Researchers at the University of British Columbia have developed an experimental electricity-driven cement production process that could reduce CO2 emissions by up to 98 per cent compared to conventional clinker manufacture, according to research published in ACS Energy Letters.
The research team, led by Professor Curtis Berlinguette, developed an electrochemical reactor capable of converting limestone and silica into calcium silicate hydrate at around 60°C, substantially below conventional clinkerisation temperatures. The resulting material can then be converted into belite-rich clinker at approximately 650°C.
The researchers stated that the process could reduce thermal energy demand by around 70 per cent. When recycled waste cement was used as the calcium feedstock, modeled emissions reportedly fell to approximately 20kg of CO2 per tonne of cement, compared to around 800kg/t for conventional production routes.

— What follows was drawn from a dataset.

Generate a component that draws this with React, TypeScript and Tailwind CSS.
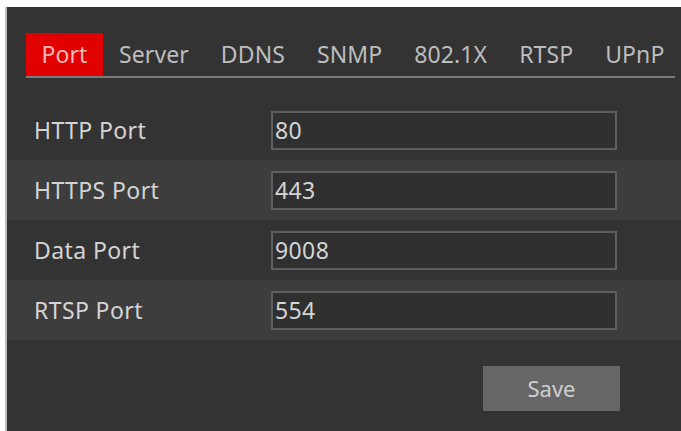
import React from "react";

const tabs = ["Port", "Server", "DDNS", "SNMP", "802.1X", "RTSP", "UPnP"];
const rows = [
  { label: "HTTP Port", value: "80" },
  { label: "HTTPS Port", value: "443" },
  { label: "Data Port", value: "9008" },
  { label: "RTSP Port", value: "554" },
];

export default function App() {
  return (
    <div
      className="w-[681px] h-[431px] bg-white pt-[7px] pl-[5px] overflow-hidden"
      style={{ fontFamily: '"Noto Sans", "Open Sans", sans-serif' }}
    >
      <div className="h-full border-l-2 border-[#bdbdbd] bg-[#333333] flex flex-col">
        <div className="pt-[26px] pl-[19px] pr-[6px]">
          <div className="flex items-stretch h-[45px] border-b-2 border-[#7a7a7a] text-[23px] tracking-[0.1px] text-[#bdbdbd] overflow-hidden">
            {tabs.map((t, i) => (
              <div
                key={t}
                className={
                  i === 0
                    ? "shrink-0 bg-[#e00000] text-[#f5b8b8] w-[77px] flex items-center justify-center"
                    : "shrink-0 flex items-center justify-center px-[16px]"
                }
              >
                {t}
              </div>
            ))}
          </div>
        </div>
        <div className="mt-[22px] flex flex-col">
          {rows.map((r, i) => (
            <div
              key={r.label}
              className={`h-[60px] flex items-center ${i % 2 === 1 ? "bg-[#3d3d3d]" : ""}`}
            >
              <div className="w-[264px] pl-[27px] text-[23px] tracking-[0.4px] text-[#d4d4d4]">{r.label}</div>
              <div className="w-[346px] h-[39px] border-2 border-[#5f5f5f] bg-[#303030] flex items-center pl-[2px] text-[23px] tracking-[0.4px] text-[#d4d4d4]">
                {r.value}
              </div>
            </div>
          ))}
        </div>
        <div className="flex pl-[476px] pt-[26px]">
          <div className="w-[137px] h-[45px] bg-[#666666] flex items-center justify-center text-[22px] text-[#cfcfcf]">
            Save
          </div>
        </div>
      </div>
    </div>
  );
}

Prof Berlinguette described the work as “a transformative step” towards electrified cement manufacture.
According to the American Chemical Society, the project received funding from the New Frontiers in Research Fund, the Natural Sciences and Engineering Research Council of Canada, the Canada Foundation for Innovation, the Canadian Institute for Advanced Research, Canada Research Chairs and the Canada First Research Excellence Fund.
The University of British Columbia has reportedly filed an international patent application related to the process, while two of the paper’s authors are co-founders of a company seeking to commercialise the technology.